:: WHAT YOU ARE ASKED TO DO ::
Quote each line of the material verbatim, without the pictures.

━━━━━━━━━━━━━━━━━━━━

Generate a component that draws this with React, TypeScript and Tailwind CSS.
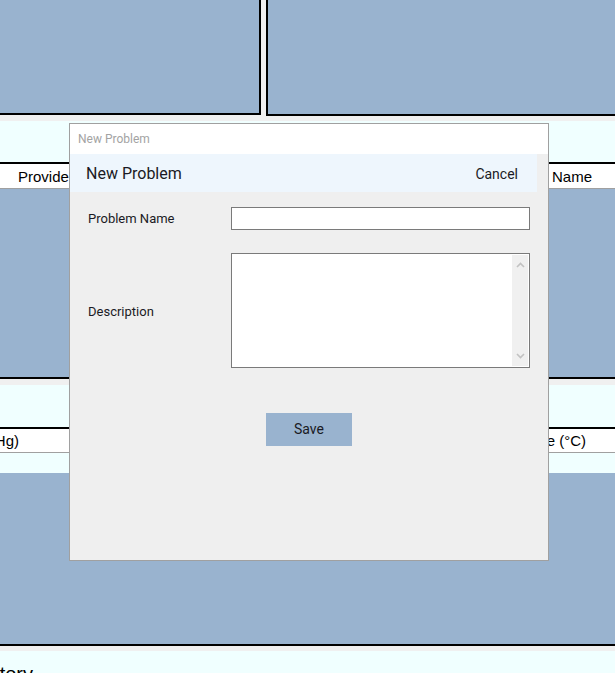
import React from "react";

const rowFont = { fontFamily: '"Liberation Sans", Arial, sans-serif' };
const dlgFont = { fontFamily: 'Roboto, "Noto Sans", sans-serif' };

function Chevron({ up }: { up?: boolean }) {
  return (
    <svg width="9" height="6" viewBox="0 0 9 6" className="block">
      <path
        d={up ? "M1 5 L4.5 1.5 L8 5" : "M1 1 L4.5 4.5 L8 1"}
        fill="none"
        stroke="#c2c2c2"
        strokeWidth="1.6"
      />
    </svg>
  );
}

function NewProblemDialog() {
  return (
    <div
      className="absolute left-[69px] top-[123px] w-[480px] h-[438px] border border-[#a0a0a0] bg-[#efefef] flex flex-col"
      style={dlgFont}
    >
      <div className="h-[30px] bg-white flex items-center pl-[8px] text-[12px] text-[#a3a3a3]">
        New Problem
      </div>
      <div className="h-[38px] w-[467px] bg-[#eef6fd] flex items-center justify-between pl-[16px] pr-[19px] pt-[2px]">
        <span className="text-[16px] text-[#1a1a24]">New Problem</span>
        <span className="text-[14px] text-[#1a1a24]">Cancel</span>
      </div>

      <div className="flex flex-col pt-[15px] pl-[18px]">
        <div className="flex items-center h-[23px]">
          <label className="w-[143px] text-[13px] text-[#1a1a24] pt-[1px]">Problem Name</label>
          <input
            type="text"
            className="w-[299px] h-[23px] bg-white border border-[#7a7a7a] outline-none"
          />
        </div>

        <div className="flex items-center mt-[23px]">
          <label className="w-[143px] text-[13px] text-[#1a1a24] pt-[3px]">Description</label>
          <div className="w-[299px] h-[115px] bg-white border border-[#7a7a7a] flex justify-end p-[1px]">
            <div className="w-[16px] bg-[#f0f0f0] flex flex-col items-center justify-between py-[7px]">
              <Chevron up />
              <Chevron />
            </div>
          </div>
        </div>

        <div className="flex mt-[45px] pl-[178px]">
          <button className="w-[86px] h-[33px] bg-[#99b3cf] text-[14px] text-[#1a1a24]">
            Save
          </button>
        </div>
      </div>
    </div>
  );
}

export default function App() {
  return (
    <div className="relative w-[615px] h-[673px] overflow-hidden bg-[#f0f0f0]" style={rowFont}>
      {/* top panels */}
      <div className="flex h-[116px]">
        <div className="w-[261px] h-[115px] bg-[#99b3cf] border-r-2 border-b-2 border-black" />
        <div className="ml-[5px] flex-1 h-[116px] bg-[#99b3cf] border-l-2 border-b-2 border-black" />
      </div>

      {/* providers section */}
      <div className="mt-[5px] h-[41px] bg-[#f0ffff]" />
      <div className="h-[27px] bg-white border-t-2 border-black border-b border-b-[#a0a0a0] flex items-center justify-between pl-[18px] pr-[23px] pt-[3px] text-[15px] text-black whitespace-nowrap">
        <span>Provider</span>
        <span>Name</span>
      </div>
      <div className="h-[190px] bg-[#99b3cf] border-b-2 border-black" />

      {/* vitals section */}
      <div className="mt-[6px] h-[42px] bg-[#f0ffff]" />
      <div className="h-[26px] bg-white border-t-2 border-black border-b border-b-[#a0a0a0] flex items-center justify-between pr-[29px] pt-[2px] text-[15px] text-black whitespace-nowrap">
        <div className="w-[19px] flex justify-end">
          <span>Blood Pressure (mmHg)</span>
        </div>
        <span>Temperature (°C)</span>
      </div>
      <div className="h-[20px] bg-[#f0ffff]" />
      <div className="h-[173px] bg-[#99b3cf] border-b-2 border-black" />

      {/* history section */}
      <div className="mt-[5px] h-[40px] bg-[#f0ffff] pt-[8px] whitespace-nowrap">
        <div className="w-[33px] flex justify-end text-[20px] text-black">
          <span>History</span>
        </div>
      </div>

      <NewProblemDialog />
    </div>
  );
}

━━━━━━━━━━━━━━━━━━━━

:: SOLUTION TO THIS EXERCISE ::
Generate a component that draws this with React, TypeScript and Tailwind CSS.
import React from "react";

const rowFont = { fontFamily: '"Liberation Sans", Arial, sans-serif' };
const dlgFont = { fontFamily: 'Roboto, "Noto Sans", sans-serif' };

function Chevron({ up }: { up?: boolean }) {
  return (
    <svg width="9" height="6" viewBox="0 0 9 6" className="block">
      <path
        d={up ? "M1 5 L4.5 1.5 L8 5" : "M1 1 L4.5 4.5 L8 1"}
        fill="none"
        stroke="#c2c2c2"
        strokeWidth="1.6"
      />
    </svg>
  );
}

function NewProblemDialog() {
  return (
    <div
      className="absolute left-[69px] top-[123px] w-[480px] h-[438px] border border-[#a0a0a0] bg-[#efefef] flex flex-col"
      style={dlgFont}
    >
      <div className="h-[30px] bg-white flex items-center pl-[8px] text-[12px] text-[#a3a3a3]">
        New Problem
      </div>
      <div className="h-[38px] w-[467px] bg-[#eef6fd] flex items-center justify-between pl-[16px] pr-[19px] pt-[2px]">
        <span className="text-[16px] text-[#1a1a24]">New Problem</span>
        <span className="text-[14px] text-[#1a1a24]">Cancel</span>
      </div>

      <div className="flex flex-col pt-[15px] pl-[18px]">
        <div className="flex items-center h-[23px]">
          <label className="w-[143px] text-[13px] text-[#1a1a24] pt-[1px]">Problem Name</label>
          <input
            type="text"
            className="w-[299px] h-[23px] bg-white border border-[#7a7a7a] outline-none"
          />
        </div>

        <div className="flex items-center mt-[23px]">
          <label className="w-[143px] text-[13px] text-[#1a1a24] pt-[3px]">Description</label>
          <div className="w-[299px] h-[115px] bg-white border border-[#7a7a7a] flex justify-end p-[1px]">
            <div className="w-[16px] bg-[#f0f0f0] flex flex-col items-center justify-between py-[7px]">
              <Chevron up />
              <Chevron />
            </div>
          </div>
        </div>

        <div className="flex mt-[45px] pl-[178px]">
          <button className="w-[86px] h-[33px] bg-[#99b3cf] text-[14px] text-[#1a1a24]">
            Save
          </button>
        </div>
      </div>
    </div>
  );
}

export default function App() {
  return (
    <div className="relative w-[615px] h-[673px] overflow-hidden bg-[#f0f0f0]" style={rowFont}>
      {/* top panels */}
      <div className="flex h-[116px]">
        <div className="w-[261px] h-[115px] bg-[#99b3cf] border-r-2 border-b-2 border-black" />
        <div className="ml-[5px] flex-1 h-[116px] bg-[#99b3cf] border-l-2 border-b-2 border-black" />
      </div>

      {/* providers section */}
      <div className="mt-[5px] h-[41px] bg-[#f0ffff]" />
      <div className="h-[27px] bg-white border-t-2 border-black border-b border-b-[#a0a0a0] flex items-center justify-between pl-[18px] pr-[23px] pt-[3px] text-[15px] text-black whitespace-nowrap">
        <span>Provider</span>
        <span>Name</span>
      </div>
      <div className="h-[190px] bg-[#99b3cf] border-b-2 border-black" />

      {/* vitals section */}
      <div className="mt-[6px] h-[42px] bg-[#f0ffff]" />
      <div className="h-[26px] bg-white border-t-2 border-black border-b border-b-[#a0a0a0] flex items-center justify-between pr-[29px] pt-[2px] text-[15px] text-black whitespace-nowrap">
        <div className="w-[19px] flex justify-end">
          <span>Blood Pressure (mmHg)</span>
        </div>
        <span>Temperature (°C)</span>
      </div>
      <div className="h-[20px] bg-[#f0ffff]" />
      <div className="h-[173px] bg-[#99b3cf] border-b-2 border-black" />

      {/* history section */}
      <div className="mt-[5px] h-[40px] bg-[#f0ffff] pt-[8px] whitespace-nowrap">
        <div className="w-[33px] flex justify-end text-[20px] text-black">
          <span>History</span>
        </div>
      </div>

      <NewProblemDialog />
    </div>
  );
}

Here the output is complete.